The State, to Rousseau, is a collective person, and “I obey it because only in so doing am I really myself, am I truly free.” Freedom, in brief, is obedience to self-imposed laws. The law of the General Will is the highest law.
We now know a good deal about the General Will. It is the result of all men willing their best wills for the good of the State. It is sovereign, inalienable, indivisible, unlimited and one which cannot err.
Yet we do not know how it is to be found and Rousseau himself can never tell us how we can be sure of finding the General Will. At times, he seems to suggest that the General Will is to be sought only when all unanimously agree, though he holds that the will of All is something very different from the General Will.
The “will of all,” he says, “is a mere total of selfish and casually coincident wills.” At times, he implies that it is the majority will, though at other places he tells us that this can only be so “if all the characteristics of the General Will are still in the majority.”
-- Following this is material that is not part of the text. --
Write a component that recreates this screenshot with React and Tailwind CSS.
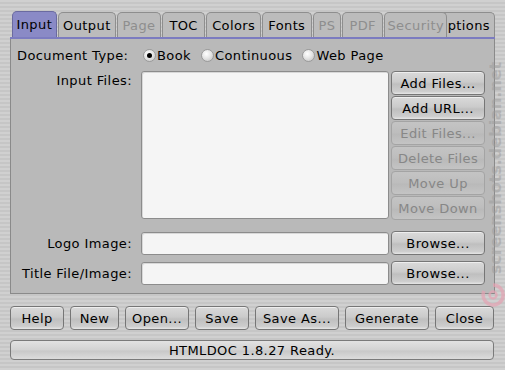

At times, it appears that the residue left after cancelling out the differences expressed by all the citizens is to be regarded as the General Will. Rousseau is, thus, very vague in what he tells us about the General Will.
“So much vagueness about something as important as the finding of the General Will,” observes Wayper, “is to be regretted. Rousseau, who has told us so much about the General Will, has still not told us enough; indeed he has left us in such a position that nobody can be sure what the General Will is on any particular point.”